Ultrasensitive and ultraselective detection of H₂S using electrospun CuO-loaded In₂O₃ nanofiber sensors assisted by pulse heating

Pure and CuO-loaded In₂O₃ nanofibers were prepared by electrospinning and their H₂S sensing characteristics were investigated. The loading of CuO on In₂O₃ nanofibers significantly enhanced the gas response (ratio of the resistance in air to that in gas) toward 5 ppm H₂S from 515 to 1.16 × 10⁵ at 150 °C. The CuO-loaded In₂O₃ nanofibers also exhibited high gas response (9.17 × 10³ toward 5 ppm H₂S) at room temperature.
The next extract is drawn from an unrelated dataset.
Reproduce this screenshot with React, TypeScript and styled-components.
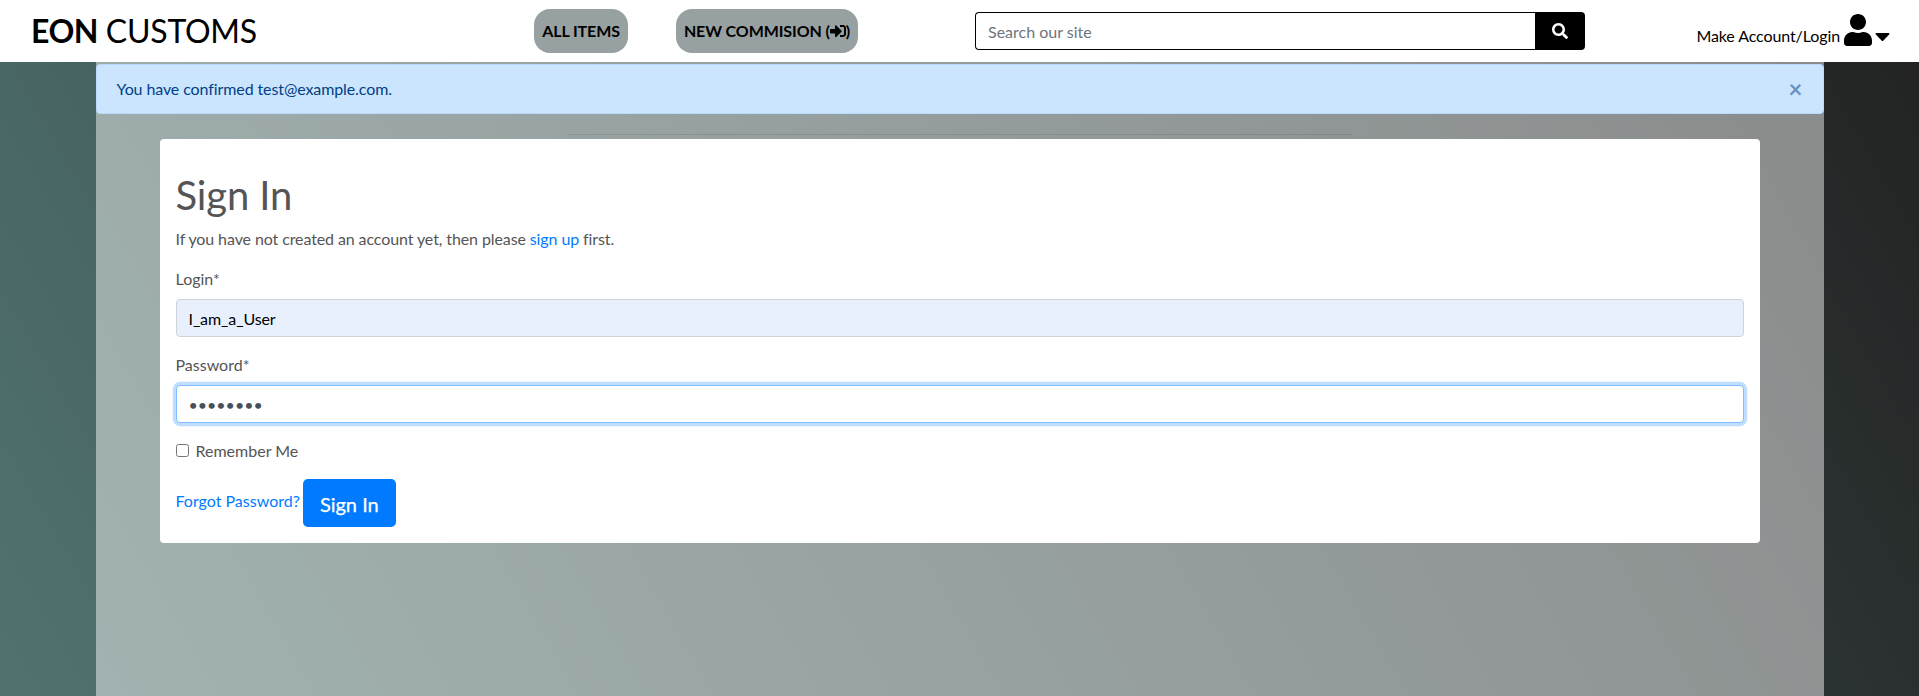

The CuO-loaded In₂O₃ nanofibers showed ultrahigh selectivity to H₂S concerning interferences with NO₂, H₂, CO, NH₃, C₂H₅OH, C₃H₆O, TMA, C₇H₈, and C₈H₁₀ at room temperature and 150 °C. The operation of the sensor using pulse heating was suggested reliable H₂S sensing with complete recovery. The ultrasensitivie and ultraselective H₂S sensing characteristics are explained in terms of the creation and disruption of p-n junctions in the presence and absence of H₂S, respectively, the high specific surface area provided by the networks of one-dimensional polycrystalline nanofibers, and the abundance of p-n junctions due to the uniform mixing between p-CuO and n-In₂O₃ nanograins within the nanofibers.